#### [Given problem]
Your task is to give the data again, exactly, with every line intact.

#### [Raw data]
· · ·
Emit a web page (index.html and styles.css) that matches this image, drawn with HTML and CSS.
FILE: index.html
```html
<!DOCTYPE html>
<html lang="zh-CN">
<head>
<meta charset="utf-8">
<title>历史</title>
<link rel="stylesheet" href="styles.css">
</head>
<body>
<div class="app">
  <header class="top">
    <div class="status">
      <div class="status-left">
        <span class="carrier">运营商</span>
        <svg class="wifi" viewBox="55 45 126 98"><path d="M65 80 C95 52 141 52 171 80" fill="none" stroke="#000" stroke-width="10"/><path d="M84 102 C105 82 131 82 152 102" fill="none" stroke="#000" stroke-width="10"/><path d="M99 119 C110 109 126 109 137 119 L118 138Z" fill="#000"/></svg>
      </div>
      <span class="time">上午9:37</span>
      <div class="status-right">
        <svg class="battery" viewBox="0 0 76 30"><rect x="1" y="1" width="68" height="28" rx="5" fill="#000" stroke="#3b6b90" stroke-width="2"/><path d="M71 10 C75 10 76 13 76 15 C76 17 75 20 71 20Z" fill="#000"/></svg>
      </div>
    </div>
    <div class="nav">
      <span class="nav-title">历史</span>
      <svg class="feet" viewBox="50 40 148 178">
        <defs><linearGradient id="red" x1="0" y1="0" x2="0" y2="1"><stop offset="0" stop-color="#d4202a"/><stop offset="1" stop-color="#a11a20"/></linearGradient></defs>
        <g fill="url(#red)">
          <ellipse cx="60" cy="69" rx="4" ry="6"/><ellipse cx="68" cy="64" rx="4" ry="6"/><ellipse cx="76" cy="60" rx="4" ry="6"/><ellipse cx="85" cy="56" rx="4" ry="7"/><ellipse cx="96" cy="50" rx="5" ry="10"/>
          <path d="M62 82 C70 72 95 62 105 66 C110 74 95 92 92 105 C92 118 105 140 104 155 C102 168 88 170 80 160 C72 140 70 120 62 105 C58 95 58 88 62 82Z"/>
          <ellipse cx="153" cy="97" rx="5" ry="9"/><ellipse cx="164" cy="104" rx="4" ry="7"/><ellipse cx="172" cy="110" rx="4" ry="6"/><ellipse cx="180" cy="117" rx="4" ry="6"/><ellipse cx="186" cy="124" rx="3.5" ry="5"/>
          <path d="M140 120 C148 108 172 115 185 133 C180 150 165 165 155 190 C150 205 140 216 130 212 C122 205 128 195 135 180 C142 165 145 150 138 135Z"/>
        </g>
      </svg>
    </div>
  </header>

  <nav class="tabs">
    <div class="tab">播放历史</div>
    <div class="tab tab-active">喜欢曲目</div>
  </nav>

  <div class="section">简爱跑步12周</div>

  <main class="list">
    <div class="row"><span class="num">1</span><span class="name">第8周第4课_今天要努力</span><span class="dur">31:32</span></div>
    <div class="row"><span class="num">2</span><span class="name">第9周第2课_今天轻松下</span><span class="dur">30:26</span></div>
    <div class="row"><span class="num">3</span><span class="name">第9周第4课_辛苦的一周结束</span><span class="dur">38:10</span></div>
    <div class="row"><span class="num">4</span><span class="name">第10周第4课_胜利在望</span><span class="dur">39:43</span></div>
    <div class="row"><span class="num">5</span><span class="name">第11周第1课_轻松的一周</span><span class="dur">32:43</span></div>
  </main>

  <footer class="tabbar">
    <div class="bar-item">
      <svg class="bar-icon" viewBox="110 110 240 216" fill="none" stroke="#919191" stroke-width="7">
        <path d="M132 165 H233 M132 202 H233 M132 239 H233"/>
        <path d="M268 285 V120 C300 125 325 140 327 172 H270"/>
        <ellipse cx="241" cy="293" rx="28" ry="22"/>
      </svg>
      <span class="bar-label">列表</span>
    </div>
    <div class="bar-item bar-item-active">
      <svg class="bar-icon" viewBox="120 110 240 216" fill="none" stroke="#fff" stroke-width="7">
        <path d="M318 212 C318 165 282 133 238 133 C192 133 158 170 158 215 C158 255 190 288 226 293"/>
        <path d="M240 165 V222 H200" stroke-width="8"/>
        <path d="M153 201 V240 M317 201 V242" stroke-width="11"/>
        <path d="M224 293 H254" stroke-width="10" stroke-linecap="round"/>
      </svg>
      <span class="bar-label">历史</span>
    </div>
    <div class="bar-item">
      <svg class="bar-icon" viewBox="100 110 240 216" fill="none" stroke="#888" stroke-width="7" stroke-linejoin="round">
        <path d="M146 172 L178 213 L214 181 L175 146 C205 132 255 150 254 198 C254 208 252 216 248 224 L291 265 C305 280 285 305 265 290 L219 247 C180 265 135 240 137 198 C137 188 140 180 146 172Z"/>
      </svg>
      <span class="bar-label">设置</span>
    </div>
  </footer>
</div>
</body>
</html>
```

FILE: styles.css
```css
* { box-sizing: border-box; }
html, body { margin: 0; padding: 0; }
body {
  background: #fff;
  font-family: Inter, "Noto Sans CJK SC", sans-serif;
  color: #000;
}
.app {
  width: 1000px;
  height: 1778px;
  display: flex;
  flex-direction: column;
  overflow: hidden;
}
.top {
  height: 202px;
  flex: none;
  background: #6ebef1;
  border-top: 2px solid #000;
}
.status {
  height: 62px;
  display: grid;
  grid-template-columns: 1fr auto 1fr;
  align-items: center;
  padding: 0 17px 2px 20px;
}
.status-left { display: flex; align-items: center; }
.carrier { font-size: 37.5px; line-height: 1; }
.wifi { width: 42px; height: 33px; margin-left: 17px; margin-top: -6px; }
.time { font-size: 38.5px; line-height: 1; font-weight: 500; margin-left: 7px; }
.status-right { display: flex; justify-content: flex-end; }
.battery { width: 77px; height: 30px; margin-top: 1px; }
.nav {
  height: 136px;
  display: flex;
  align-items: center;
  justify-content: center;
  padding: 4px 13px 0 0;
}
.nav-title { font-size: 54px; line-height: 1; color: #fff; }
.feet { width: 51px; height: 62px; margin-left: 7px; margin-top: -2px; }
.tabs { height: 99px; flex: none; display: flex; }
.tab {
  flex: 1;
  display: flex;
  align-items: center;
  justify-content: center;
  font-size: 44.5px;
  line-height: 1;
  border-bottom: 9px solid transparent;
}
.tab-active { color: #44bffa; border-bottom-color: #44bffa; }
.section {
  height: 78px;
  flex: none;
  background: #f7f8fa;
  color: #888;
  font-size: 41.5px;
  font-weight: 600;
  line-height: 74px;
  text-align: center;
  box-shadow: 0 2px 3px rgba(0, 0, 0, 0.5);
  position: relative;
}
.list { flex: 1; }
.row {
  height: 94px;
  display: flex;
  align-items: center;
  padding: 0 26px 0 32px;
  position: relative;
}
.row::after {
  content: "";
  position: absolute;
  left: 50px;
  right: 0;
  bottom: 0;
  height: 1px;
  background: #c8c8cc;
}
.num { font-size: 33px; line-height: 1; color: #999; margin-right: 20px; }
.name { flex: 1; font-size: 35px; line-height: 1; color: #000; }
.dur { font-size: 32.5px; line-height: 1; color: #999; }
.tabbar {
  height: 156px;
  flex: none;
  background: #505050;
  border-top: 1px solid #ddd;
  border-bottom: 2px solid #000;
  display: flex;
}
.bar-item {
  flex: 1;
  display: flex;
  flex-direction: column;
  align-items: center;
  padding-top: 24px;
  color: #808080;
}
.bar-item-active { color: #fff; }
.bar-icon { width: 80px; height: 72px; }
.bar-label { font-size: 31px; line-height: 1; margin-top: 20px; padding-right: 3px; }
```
· · ·
#### [Correct answer]
Emit a web page (index.html and styles.css) that matches this image, drawn with HTML and CSS.
FILE: index.html
```html
<!DOCTYPE html>
<html lang="zh-CN">
<head>
<meta charset="utf-8">
<title>历史</title>
<link rel="stylesheet" href="styles.css">
</head>
<body>
<div class="app">
  <header class="top">
    <div class="status">
      <div class="status-left">
        <span class="carrier">运营商</span>
        <svg class="wifi" viewBox="55 45 126 98"><path d="M65 80 C95 52 141 52 171 80" fill="none" stroke="#000" stroke-width="10"/><path d="M84 102 C105 82 131 82 152 102" fill="none" stroke="#000" stroke-width="10"/><path d="M99 119 C110 109 126 109 137 119 L118 138Z" fill="#000"/></svg>
      </div>
      <span class="time">上午9:37</span>
      <div class="status-right">
        <svg class="battery" viewBox="0 0 76 30"><rect x="1" y="1" width="68" height="28" rx="5" fill="#000" stroke="#3b6b90" stroke-width="2"/><path d="M71 10 C75 10 76 13 76 15 C76 17 75 20 71 20Z" fill="#000"/></svg>
      </div>
    </div>
    <div class="nav">
      <span class="nav-title">历史</span>
      <svg class="feet" viewBox="50 40 148 178">
        <defs><linearGradient id="red" x1="0" y1="0" x2="0" y2="1"><stop offset="0" stop-color="#d4202a"/><stop offset="1" stop-color="#a11a20"/></linearGradient></defs>
        <g fill="url(#red)">
          <ellipse cx="60" cy="69" rx="4" ry="6"/><ellipse cx="68" cy="64" rx="4" ry="6"/><ellipse cx="76" cy="60" rx="4" ry="6"/><ellipse cx="85" cy="56" rx="4" ry="7"/><ellipse cx="96" cy="50" rx="5" ry="10"/>
          <path d="M62 82 C70 72 95 62 105 66 C110 74 95 92 92 105 C92 118 105 140 104 155 C102 168 88 170 80 160 C72 140 70 120 62 105 C58 95 58 88 62 82Z"/>
          <ellipse cx="153" cy="97" rx="5" ry="9"/><ellipse cx="164" cy="104" rx="4" ry="7"/><ellipse cx="172" cy="110" rx="4" ry="6"/><ellipse cx="180" cy="117" rx="4" ry="6"/><ellipse cx="186" cy="124" rx="3.5" ry="5"/>
          <path d="M140 120 C148 108 172 115 185 133 C180 150 165 165 155 190 C150 205 140 216 130 212 C122 205 128 195 135 180 C142 165 145 150 138 135Z"/>
        </g>
      </svg>
    </div>
  </header>

  <nav class="tabs">
    <div class="tab">播放历史</div>
    <div class="tab tab-active">喜欢曲目</div>
  </nav>

  <div class="section">简爱跑步12周</div>

  <main class="list">
    <div class="row"><span class="num">1</span><span class="name">第8周第4课_今天要努力</span><span class="dur">31:32</span></div>
    <div class="row"><span class="num">2</span><span class="name">第9周第2课_今天轻松下</span><span class="dur">30:26</span></div>
    <div class="row"><span class="num">3</span><span class="name">第9周第4课_辛苦的一周结束</span><span class="dur">38:10</span></div>
    <div class="row"><span class="num">4</span><span class="name">第10周第4课_胜利在望</span><span class="dur">39:43</span></div>
    <div class="row"><span class="num">5</span><span class="name">第11周第1课_轻松的一周</span><span class="dur">32:43</span></div>
  </main>

  <footer class="tabbar">
    <div class="bar-item">
      <svg class="bar-icon" viewBox="110 110 240 216" fill="none" stroke="#919191" stroke-width="7">
        <path d="M132 165 H233 M132 202 H233 M132 239 H233"/>
        <path d="M268 285 V120 C300 125 325 140 327 172 H270"/>
        <ellipse cx="241" cy="293" rx="28" ry="22"/>
      </svg>
      <span class="bar-label">列表</span>
    </div>
    <div class="bar-item bar-item-active">
      <svg class="bar-icon" viewBox="120 110 240 216" fill="none" stroke="#fff" stroke-width="7">
        <path d="M318 212 C318 165 282 133 238 133 C192 133 158 170 158 215 C158 255 190 288 226 293"/>
        <path d="M240 165 V222 H200" stroke-width="8"/>
        <path d="M153 201 V240 M317 201 V242" stroke-width="11"/>
        <path d="M224 293 H254" stroke-width="10" stroke-linecap="round"/>
      </svg>
      <span class="bar-label">历史</span>
    </div>
    <div class="bar-item">
      <svg class="bar-icon" viewBox="100 110 240 216" fill="none" stroke="#888" stroke-width="7" stroke-linejoin="round">
        <path d="M146 172 L178 213 L214 181 L175 146 C205 132 255 150 254 198 C254 208 252 216 248 224 L291 265 C305 280 285 305 265 290 L219 247 C180 265 135 240 137 198 C137 188 140 180 146 172Z"/>
      </svg>
      <span class="bar-label">设置</span>
    </div>
  </footer>
</div>
</body>
</html>
```

FILE: styles.css
```css
* { box-sizing: border-box; }
html, body { margin: 0; padding: 0; }
body {
  background: #fff;
  font-family: Inter, "Noto Sans CJK SC", sans-serif;
  color: #000;
}
.app {
  width: 1000px;
  height: 1778px;
  display: flex;
  flex-direction: column;
  overflow: hidden;
}
.top {
  height: 202px;
  flex: none;
  background: #6ebef1;
  border-top: 2px solid #000;
}
.status {
  height: 62px;
  display: grid;
  grid-template-columns: 1fr auto 1fr;
  align-items: center;
  padding: 0 17px 2px 20px;
}
.status-left { display: flex; align-items: center; }
.carrier { font-size: 37.5px; line-height: 1; }
.wifi { width: 42px; height: 33px; margin-left: 17px; margin-top: -6px; }
.time { font-size: 38.5px; line-height: 1; font-weight: 500; margin-left: 7px; }
.status-right { display: flex; justify-content: flex-end; }
.battery { width: 77px; height: 30px; margin-top: 1px; }
.nav {
  height: 136px;
  display: flex;
  align-items: center;
  justify-content: center;
  padding: 4px 13px 0 0;
}
.nav-title { font-size: 54px; line-height: 1; color: #fff; }
.feet { width: 51px; height: 62px; margin-left: 7px; margin-top: -2px; }
.tabs { height: 99px; flex: none; display: flex; }
.tab {
  flex: 1;
  display: flex;
  align-items: center;
  justify-content: center;
  font-size: 44.5px;
  line-height: 1;
  border-bottom: 9px solid transparent;
}
.tab-active { color: #44bffa; border-bottom-color: #44bffa; }
.section {
  height: 78px;
  flex: none;
  background: #f7f8fa;
  color: #888;
  font-size: 41.5px;
  font-weight: 600;
  line-height: 74px;
  text-align: center;
  box-shadow: 0 2px 3px rgba(0, 0, 0, 0.5);
  position: relative;
}
.list { flex: 1; }
.row {
  height: 94px;
  display: flex;
  align-items: center;
  padding: 0 26px 0 32px;
  position: relative;
}
.row::after {
  content: "";
  position: absolute;
  left: 50px;
  right: 0;
  bottom: 0;
  height: 1px;
  background: #c8c8cc;
}
.num { font-size: 33px; line-height: 1; color: #999; margin-right: 20px; }
.name { flex: 1; font-size: 35px; line-height: 1; color: #000; }
.dur { font-size: 32.5px; line-height: 1; color: #999; }
.tabbar {
  height: 156px;
  flex: none;
  background: #505050;
  border-top: 1px solid #ddd;
  border-bottom: 2px solid #000;
  display: flex;
}
.bar-item {
  flex: 1;
  display: flex;
  flex-direction: column;
  align-items: center;
  padding-top: 24px;
  color: #808080;
}
.bar-item-active { color: #fff; }
.bar-icon { width: 80px; height: 72px; }
.bar-label { font-size: 31px; line-height: 1; margin-top: 20px; padding-right: 3px; }
```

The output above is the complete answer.